Estado brasileiro precisa ser profundamente reformado para que o cidadão dele se sinta participante integral, com direitos e deveres, sob auspícios da Constituição
Ante a perspectiva sombria de que o País mergulhe na violência, como resultado da escalada retórica autoritária do presidente Jair Bolsonaro e da disposição belicosa de seus camisas pardas, emerge um debate crucial sobre os mecanismos por meio dos quais a democracia se defende dos extremistas que, maliciosamente, exploram as liberdades constitucionais para tentar arruiná-la.
A Alemanha, por exemplo, construiu, logo depois da 2.ª Guerra, um arcabouço legal e cívico para proteger sua democracia da ação insidiosa dos herdeiros do nazismo. O objetivo explícito era impedir que a democracia liberal que se pretendia construir fosse arruinada pelo extremismo, como aconteceu com a República de Weimar, que o nazismo pôs abaixo em 1933.
Na reconstrução do Estado alemão, o papel dos partidos – isto é, da representação da vontade política dos alemães – foi reforçado, enquanto a formação de partidos extremistas, tanto de direita como de esquerda, foi proibida. No mesmo sentido, não se confundiu a liberdade de expressão com o discurso de ódio, que foi proibido.
Além disso, o Tribunal Constitucional – que fica em Karlsruhe, a 670 km da capital, Berlim, e portanto geograficamente distante das pressões das autoridades federais – conquistou o apreço de todo o país por defender os cidadãos das injunções do poder e por transformar o respeito à Constituição em demonstração de patriotismo. A reverência à lei substituiu a antiga devoção alemã às autoridades fortes, de modo que a Constituição se tornou o elemento de coesão entre os cidadãos. Uma democracia com essas características é muito mais sólida, mesmo diante da ameaça constante do extremismo.
O Brasil não teve nada parecido com o nazismo, e sua democracia já passou com louvor por testes de estresse bastante significativos desde o fim do regime militar. Mas talvez a ameaça de ruptura desta vez tenha alcançado um patamar tal que torne inevitável articular mecanismos para proteger a democracia de seus inimigos, cada vez mais desabridos. E, assim como aconteceu na Alemanha, será preciso fazer uma reforma do Estado que vá muito além da simples reorganização administrativa.
Essa reforma precisa reduzir o tempo da burocracia, excruciante para os cidadãos que esperam valer seus direitos, tornando o Estado mais eficiente e responsivo. A lentidão estatal, que serve a propósitos obscuros, colabora decisivamente para que os cidadãos percam a confiança na administração pública – e a descrença cresce à medida que, por outro lado, esse mesmo Estado se mostre rápido para despachar demandas de quem tem poder ou se relaciona bem com as autoridades.

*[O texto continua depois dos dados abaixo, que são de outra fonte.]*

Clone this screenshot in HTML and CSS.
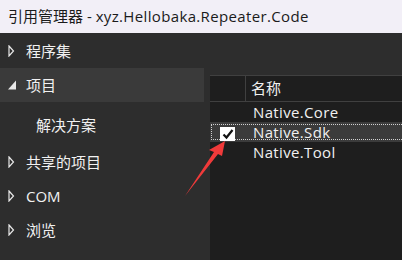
FILE: index.html
```html
<!DOCTYPE html>
<html lang="zh-CN">
<head>
    <meta charset="UTF-8">
    <title>引用管理器</title>
    <link rel="stylesheet" href="styles.css">
</head>
<body>
    <div class="titlebar">引用管理器 - <span class="latin">xyz.Hellobaka.Repeater.Code</span></div>

    <div class="main">
        <ul class="tree">
            <li class="node">
                <svg class="twisty" width="18" height="12" viewBox="0 0 18 12"><polygon points="1,1 5.5,6 1,11" fill="none" stroke="#e8e8e8" stroke-width="1.2"/></svg>
                程序集
            </li>
            <li class="node selected">
                <svg class="twisty" width="18" height="12" viewBox="0 0 18 12"><polygon points="8,1.5 8,10.5 0,10.5" fill="#e8e8e8"/></svg>
                项目
            </li>
            <li class="node child">解决方案</li>
            <li class="node">
                <svg class="twisty" width="18" height="12" viewBox="0 0 18 12"><polygon points="1,1 5.5,6 1,11" fill="none" stroke="#e8e8e8" stroke-width="1.2"/></svg>
                共享的项目
            </li>
            <li class="node">
                <svg class="twisty" width="18" height="12" viewBox="0 0 18 12"><polygon points="1,1 5.5,6 1,11" fill="none" stroke="#e8e8e8" stroke-width="1.2"/></svg>
                COM
            </li>
            <li class="node">
                <svg class="twisty" width="18" height="12" viewBox="0 0 18 12"><polygon points="1,1 5.5,6 1,11" fill="none" stroke="#e8e8e8" stroke-width="1.2"/></svg>
                浏览
            </li>
        </ul>

        <div class="list">
            <div class="list-header">
                <div class="col-check"></div>
                <div class="col-name">名称</div>
            </div>
            <div class="row">
                <div class="col-check"></div>
                <div class="col-name latin">Native.Core</div>
            </div>
            <div class="row current">
                <div class="focus">
                    <span class="checkbox">
                        <svg width="14" height="14" viewBox="0 0 14 14"><path d="M2.5 7.5 L5.5 10.5 L11.5 3" fill="none" stroke="#111" stroke-width="2.2"/></svg>
                    </span>
                    <span class="col-name latin">Native.Sdk</span>
                </div>
            </div>
            <div class="row">
                <div class="col-check"></div>
                <div class="col-name latin">Native.Tool</div>
            </div>
        </div>
    </div>

    <!-- red pointer drawn over the screenshot -->
    <svg class="pointer" width="402" height="260" viewBox="0 0 402 260">
        <polygon points="225,141 209,150 214,152 185,196 218,154 222,156" fill="#f03a3a"/>
    </svg>
</body>
</html>
```

FILE: styles.css
```css
body {
    margin: 0;
    width: 402px;
    height: 260px;
    overflow: hidden;
    background-color: #2d2d2d;
    color: #f1f1f1;
    font-family: "Open Sans", "Noto Sans CJK SC", sans-serif;
    font-size: 15px;
    position: relative;
}
.latin { letter-spacing: 0.35px; }
.titlebar {
    height: 33px;
    line-height: 33px;
    padding-left: 8px;
    background-color: #f2eff7;
    color: #1b1b1b;
    white-space: nowrap;
}
.main {
    display: flex;
    height: 227px;
}
.tree {
    list-style: none;
    margin: 0;
    padding: 1px 0 0 0;
    width: 204px;
    flex-shrink: 0;
}
.node {
    height: 34px;
    line-height: 34px;
    padding-left: 8px;
    display: flex;
    align-items: center;
    white-space: nowrap;
}
.node.selected { background-color: #3a3a3a; }
.node.child {
    padding-left: 36px;
    margin-top: 6px;
    margin-bottom: 3px;
}
.twisty { flex-shrink: 0; }

.list {
    flex: 1;
    margin-left: 6px;
    margin-top: 42px;
    background-color: #1e1e1e;
    border-top: 1px solid #404040;
}
.list-header {
    display: flex;
    height: 25px;
    line-height: 25px;
    border-bottom: 1px solid #404040;
}
.list-header .col-check {
    width: 35px;
    border-right: 1px solid #404040;
}
.list-header .col-name { padding-left: 5px; }
.row {
    display: flex;
    height: 20px;
    line-height: 20px;
}
.row .col-check { width: 43px; }
.row.current {
    background-color: #3b3b3b;
    align-items: center;
}
.focus {
    flex: 1;
    display: flex;
    align-items: center;
    height: 14px;
    margin-left: 1px;
    border: 1px dotted #d0d0d0;
    border-right: none;
}
.checkbox {
    width: 15px;
    height: 14px;
    margin-left: 8px;
    margin-right: 18px;
    margin-top: 4px;
    background-color: #fff;
    display: flex;
    align-items: center;
    justify-content: center;
}
.pointer {
    position: absolute;
    left: 0;
    top: 0;
    pointer-events: none;
}
```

É a impotência do cidadão ante esse Leviatã, a despeito dos amplos direitos que a Constituição lhe assegura, que alimenta a desilusão cívica que pode resultar na aceitação, quando não no desejo, de uma solução antidemocrática.
Esse cidadão desencantado é o mesmo que não se reconhece no Estado, e portanto não se sente participante de sua construção e de seu funcionamento. Foi isso o que historicamente facilitou a ascensão dos regimes totalitários na Europa no passado recente. Uma reforma do Estado deve almejar, portanto, uma reconexão com os cidadãos, para que a democracia faça sentido de novo.
Para isso, esse Estado reformulado – necessariamente menor e menos dispendioso do que é hoje – deve se voltar para a execução eficiente de políticas públicas em áreas como segurança, saúde, educação e saneamento básico. Deve, também, ter mecanismos que ensejem uma fiscalização ampla e transparente dos funcionários públicos e das autoridades eleitas, responsabilizando-os pelas suas falhas. Por fim, mas não menos importante, deve ser capaz de estabelecer parcerias com a iniciativa privada, para transformar ações estatais em ações cidadãs. Um exemplo bem-sucedido desse modelo, no Brasil, é o Comitê Gestor da Internet, que alcançou ótimos resultados ao unir Estado e sociedade.
Em resumo, o Estado brasileiro precisa ser profundamente reformado para que o cidadão dele se sinta participante integral, com direitos e deveres, sob os auspícios da Constituição – esta sim, fonte de toda a autoridade e da coesão nacional. Somente assim a democracia ganhará músculos para se defender de seus inimigos.